Wait… so I’m allowed to say “more likely than not”, but not “greater than 50%” or “greater than 1 / 2”?
And… what is this distinction between “ordinal” likelihood and “cardinal” probability? I searched their book for the words “ordinal” and “cardinal” and found… zero mentions. And the passages that include “likelihood” were not illuminating. The closest thing I could find (but not make sense of):
Discussion of uncertainty involves several different ideas. Frequency — I believe a fair coin falls heads 50% of the time, because theory and repeated observation support this claim. Confidence — I am pretty sure the Yucatán event caused the extinction of the dinosaurs, because I have reviewed the evidence and the views of respected sources. And likelihood — it is not likely that James Joyce and Lenin met, because one was an Irish novelist and the other a Russian revolutionary. My knowledge of the world suggests that, especially before the global elite jetted together into Davos, the paths of two individuals of very disparate nationalities, backgrounds and aspirations would not cross.
In the context of frequencies drawn from a stationary distribution, probability has a clear and objective meaning. When expressing confidence in their judgement, people often talk about probabilities but it is not clear how the numbers they provide relate to the frequentist probabilities identified by Fermat and Pascal.

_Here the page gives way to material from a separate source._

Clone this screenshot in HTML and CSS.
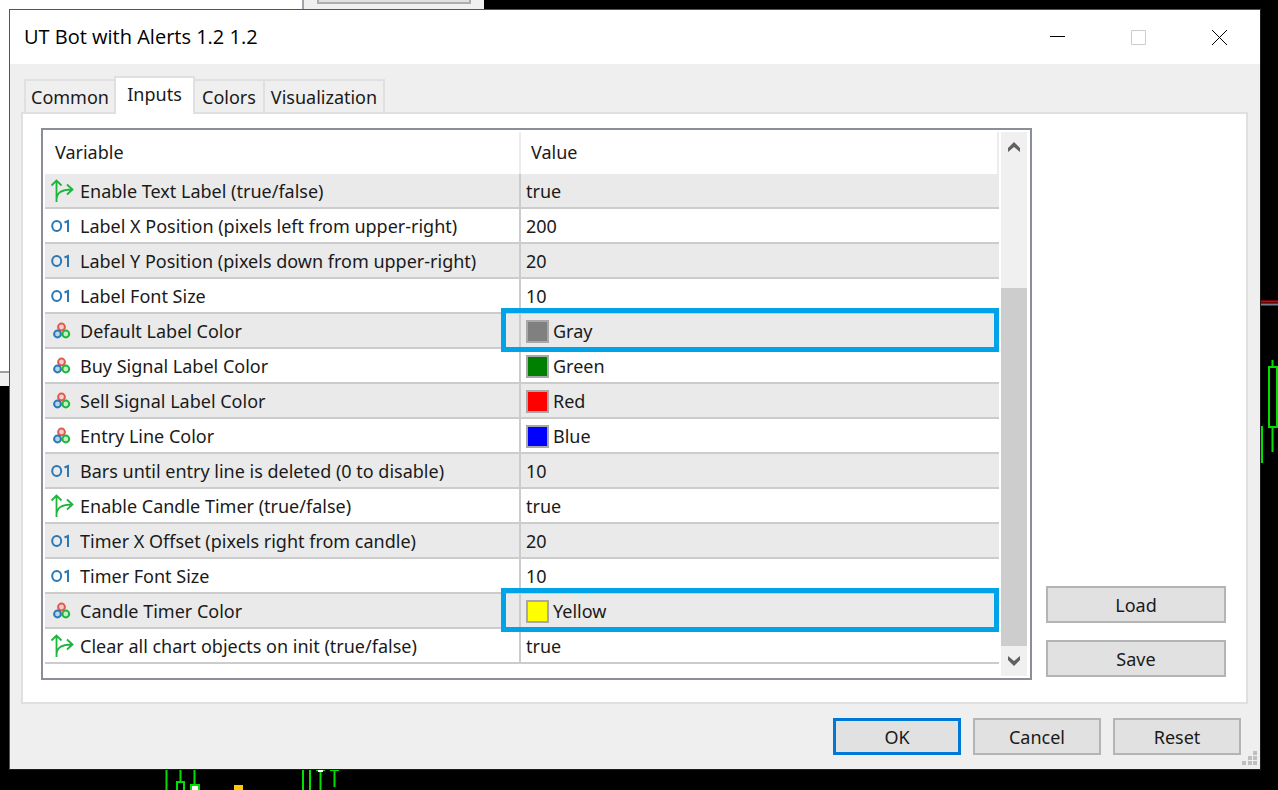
FILE: index.html
```html
<!DOCTYPE html>
<html lang="en">
<head>
    <meta charset="utf-8">
    <title>UT Bot with Alerts 1.2 1.2</title>
    <link rel="stylesheet" href="styles.css">
</head>
<body>
    <!-- icons used in the table -->
    <svg class="icon-defs" width="0" height="0" aria-hidden="true">
        <symbol id="icon-bool" viewBox="0 0 24 24">
            <path d="M6.5 23V2M1.5 6.5L6.5 1.5l5 5M6.5 21c0-7 5-10.500 15.500-10.500M17 5.500l5.500 5-5.500 5" fill="none" stroke="#1db53a" stroke-width="1.800"/>
        </symbol>
        <symbol id="icon-number" viewBox="0 0 24 24">
            <ellipse cx="6.700" cy="12" rx="4.500" ry="5" fill="none" stroke="#2b78b5" stroke-width="2"/>
            <path d="M14.500 8.500L18 7v11" fill="none" stroke="#2b78b5" stroke-width="2"/>
        </symbol>
        <symbol id="icon-color" viewBox="0 0 24 24">
            <circle cx="11.500" cy="8" r="3.400" fill="#f8d0cc" stroke="#e2594f" stroke-width="2"/>
            <circle cx="15.800" cy="15" r="3.400" fill="#c6efcb" stroke="#1db53a" stroke-width="2"/>
            <circle cx="7.500" cy="15" r="3.400" fill="#b5d5ec" stroke="#2b78b5" stroke-width="2"/>
        </symbol>
    </svg>

    <div class="desktop">
        <div class="back-window">
            <div class="back-side"><div class="back-button"></div></div>
        </div>
        <svg class="chart" aria-hidden="true">
            <path d="M1260 301.500h18" stroke="#e00000" stroke-width="2"/>
            <path d="M1260 304.500h18" stroke="#708090" stroke-width="2"/>
            <g fill="none" stroke="#00e000" stroke-width="2">
                <path d="M1272.500 360v7M1272.500 428v24M1269 367h8v60h-8zM1260 427h2v35h-2"/>
                <path d="M166.500 769v21M180.500 769v13M177 790v-8h7v8M194.500 769v16"/>
                <path d="M303 769v21M310 769v21M320.500 770v20M334.500 770v17M330 770h9M316 770h9"/>
                <path d="M191 790v-5h8v5" fill="#fff"/>
            </g>
            <path d="M318 770h5v2h-5z" fill="#fff"/>
            <path d="M234 785h9v5h-9z" fill="#ffc800"/>
        </svg>

        <div class="dialog">
            <div class="titlebar">
                <span class="title">UT Bot with Alerts 1.2 1.2</span>
                <button class="window-button" aria-label="Minimize">
                    <svg width="15" height="15"><path d="M0 6.500h15" stroke="#000"/></svg>
                </button>
                <button class="window-button" aria-label="Maximize" disabled>
                    <svg width="15" height="15"><path d="M.5.5h14v14H.5z" fill="none" stroke="#ccc"/></svg>
                </button>
                <button class="window-button" aria-label="Close">
                    <svg width="15" height="15"><path d="M0 0l15 15M15 0L0 15" stroke="#000"/></svg>
                </button>
            </div>

            <div class="content">
                <div class="tabs" role="tablist">
                    <button class="tab tab-common" role="tab">Common</button>
                    <button class="tab tab-inputs active" role="tab" aria-selected="true">Inputs</button>
                    <button class="tab tab-colors" role="tab">Colors</button>
                    <button class="tab tab-visual" role="tab">Visualization</button>
                </div>

                <div class="panel">
                    <div class="list">
                        <table class="inputs">
                            <thead>
                                <tr><th class="col-name">Variable</th><th>Value</th></tr>
                            </thead>
                            <tbody>
                                <tr><td><svg class="icon"><use href="#icon-bool"/></svg>Enable Text Label (true/false)</td><td>true</td></tr>
                                <tr><td><svg class="icon"><use href="#icon-number"/></svg>Label X Position (pixels left from upper-right)</td><td>200</td></tr>
                                <tr><td><svg class="icon"><use href="#icon-number"/></svg>Label Y Position (pixels down from upper-right)</td><td>20</td></tr>
                                <tr><td><svg class="icon"><use href="#icon-number"/></svg>Label Font Size</td><td>10</td></tr>
                                <tr><td><svg class="icon"><use href="#icon-color"/></svg>Default Label Color</td><td class="marked"><span class="swatch gray"></span>Gray</td></tr>
                                <tr><td><svg class="icon"><use href="#icon-color"/></svg>Buy Signal Label Color</td><td><span class="swatch green"></span>Green</td></tr>
                                <tr><td><svg class="icon"><use href="#icon-color"/></svg>Sell Signal Label Color</td><td><span class="swatch red"></span>Red</td></tr>
                                <tr><td><svg class="icon"><use href="#icon-color"/></svg>Entry Line Color</td><td><span class="swatch blue"></span>Blue</td></tr>
                                <tr><td><svg class="icon"><use href="#icon-number"/></svg>Bars until entry line is deleted (0 to disable)</td><td>10</td></tr>
                                <tr><td><svg class="icon"><use href="#icon-bool"/></svg>Enable Candle Timer (true/false)</td><td>true</td></tr>
                                <tr><td><svg class="icon"><use href="#icon-number"/></svg>Timer X Offset (pixels right from candle)</td><td>20</td></tr>
                                <tr><td><svg class="icon"><use href="#icon-number"/></svg>Timer Font Size</td><td>10</td></tr>
                                <tr><td><svg class="icon"><use href="#icon-color"/></svg>Candle Timer Color</td><td class="marked"><span class="swatch yellow"></span>Yellow</td></tr>
                                <tr><td><svg class="icon"><use href="#icon-bool"/></svg>Clear all chart objects on init (true/false)</td><td>true</td></tr>
                            </tbody>
                        </table>
                        <div class="scrollbar">
                            <button class="scroll-arrow" aria-label="Scroll up">
                                <svg width="14" height="12"><path d="M1 11V7l6-6 6 6v4L7 6z" fill="#606060"/></svg>
                            </button>
                            <div class="scroll-track"><div class="scroll-thumb"></div></div>
                            <button class="scroll-arrow" aria-label="Scroll down">
                                <svg width="14" height="12"><path d="M1 1v4l6 6 6-6V1L7 6z" fill="#606060"/></svg>
                            </button>
                        </div>
                    </div>
                    <div class="side">
                        <button class="button">Load</button>
                        <button class="button">Save</button>
                    </div>
                </div>
            </div>

            <div class="footer">
                <button class="button default">OK</button>
                <button class="button">Cancel</button>
                <button class="button">Reset</button>
            </div>
            <svg class="grip" width="15" height="15" aria-hidden="true">
                <path d="M11 0h4v4h-4zM6 5h4v4H6zM11 5h4v4h-4zM0 10h4v4H0zM6 10h4v4H6zM11 10h4v4h-4z" fill="#bfbfbf"/>
            </svg>
        </div>
    </div>
</body>
</html>
```
FILE: styles.css
```css
* {
    box-sizing: border-box;
}
body {
    margin: 0;
    background-color: #000;
    color: #1a1a1a;
    font-family: "Noto Sans", sans-serif;
    font-size: 18px;
    line-height: 24px;
}
button {
    font: inherit;
    color: inherit;
    padding: 0;
    border: none;
    background: none;
}
.icon-defs {
    position: absolute;
}
.desktop {
    position: relative;
    min-height: 100vh;
    padding: 9px 17px 20px 9px;
    overflow: hidden;
}

/* window and chart behind the dialog */
.back-window {
    position: absolute;
    top: 0;
    left: 0;
    width: 484px;
    height: 386px;
    background-color: #fff;
    border-bottom: 13px solid #f0f0f0;
    box-shadow: inset 0 -2px 0 #9a9ea6;
}
.back-side {
    height: 20px;
    margin-left: 302px;
    padding: 0 13px;
    border-left: 2px solid #a0a4ac;
    background-color: #f0f0f0;
}
.back-button {
    height: 4px;
    border: 2px solid #adadad;
    border-top: none;
    background-color: #e1e1e1;
}
.chart {
    position: absolute;
    top: 0;
    left: 0;
    width: 100%;
    height: 100%;
}

/* dialog */
.dialog {
    position: relative;
    border: 1px solid #555;
    border-right-color: #1c1c1c;
    border-bottom-color: #1c1c1c;
    background-color: #efefef;
}
.titlebar {
    display: flex;
    align-items: center;
    height: 54px;
    padding-left: 14px;
    background-color: #fff;
    color: #000;
}
.title {
    flex: 1;
    font-family: "Open Sans", sans-serif;
    font-size: 20px;
}
.window-button {
    display: flex;
    align-items: center;
    justify-content: center;
    width: 81px;
    height: 54px;
}
.content {
    padding: 12px 12px 0 11px;
}
.tabs {
    display: flex;
    align-items: flex-end;
    padding-left: 3px;
}
.tab {
    height: 33px;
    border: 2px solid #e0e0e0;
    border-left: none;
    border-bottom: none;
}
.tab-common {
    width: 90px;
    border-left: 2px solid #e0e0e0;
    border-right: none;
}
.tab-inputs {
    width: 81px;
}
.tab-colors {
    width: 70px;
}
.tab-visual {
    width: 120px;
}
.tab.active {
    position: relative;
    height: 38px;
    margin-bottom: -2px;
    padding-bottom: 4px;
    border-left: 2px solid #e0e0e0;
    background-color: #fff;
}
.panel {
    display: flex;
    gap: 14px;
    padding: 14px 20px 22px 18px;
    border: 2px solid #e0e0e0;
    background-color: #fff;
}
.list {
    flex: 1;
    display: flex;
    gap: 2px;
    padding: 2px 3px 2px 2px;
    border: 2px solid #8a8e98;
}
.inputs {
    flex: 1;
    align-self: flex-start;
    table-layout: fixed;
    border-collapse: separate;
    border-spacing: 0;
    margin-bottom: 12px;
}
.inputs th {
    height: 42px;
    padding: 0 10px 2px;
    border-right: 2px solid #ececec;
    font-weight: normal;
    text-align: left;
}
.inputs td {
    height: 35px;
    padding: 0 5px;
    border-bottom: 2px solid #ccc;
    white-space: nowrap;
}
.inputs td:first-child {
    border-right: 2px solid #ccc;
}
.inputs tbody tr:nth-child(odd) {
    background-color: #eaeaea;
}
.col-name {
    width: 476px;
}
.icon {
    width: 24px;
    height: 24px;
    margin-right: 6px;
    vertical-align: bottom;
}
.swatch {
    display: inline-block;
    width: 23px;
    height: 23px;
    margin-right: 4px;
    border: 2px solid #a8a8a8;
    vertical-align: bottom;
}
.gray {
    background-color: #808080;
}
.green {
    background-color: #008000;
}
.red {
    background-color: #f00;
}
.blue {
    background-color: #00f;
}
.yellow {
    background-color: #ff0;
}
.marked {
    position: relative;
}
.marked::after {
    content: "";
    position: absolute;
    top: -6px;
    right: 0;
    bottom: -5px;
    left: -20px;
    border: 5px solid #00a2e8;
}
.scrollbar {
    display: flex;
    flex-direction: column;
    width: 26px;
    background-color: #f0f0f0;
}
.scroll-arrow {
    display: flex;
    align-items: center;
    justify-content: center;
    height: 30px;
}
.scroll-track {
    flex: 1;
    display: flex;
    align-items: flex-end;
}
.scroll-thumb {
    width: 100%;
    height: 74%;
    background-color: #cdcdcd;
}
.side {
    display: flex;
    flex-direction: column;
    justify-content: flex-end;
    gap: 17px;
    width: 180px;
    padding-bottom: 3px;
}
.button {
    height: 37px;
    border: 2px solid #b4b4b4;
    background-color: #e1e1e1;
}
.footer {
    display: flex;
    justify-content: flex-end;
    gap: 12px;
    padding: 14px 19px 14px;
}
.footer .button {
    width: 128px;
}
.button.default {
    border: 3px solid #0078d7;
}
.grip {
    position: absolute;
    right: 3px;
    bottom: 3px;
}
```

When they ask whether Joyce met Lenin, the use of numerical probability is nonsensical.
The Bayesian would say that expressing 50% confidence in a belief is equivalent to saying “in this kind of domain, when I analyse the reasoning and evidence I’ve seen, beliefs like this one will be true about half of the time”.
A skeptical response might insist on radical particularism (i.e. every belief is formed in a different domain, so it’s impossible to build up a relevant track record). I think the performance of superforecasters disproves this.
Overall, my current take is: King and Kay offer a useful warning about the perils of probabilistic reasoning in practice, based on their decades of experience. But the discussion strikes me as hyperbolic, confusing and confused. Am I missing something?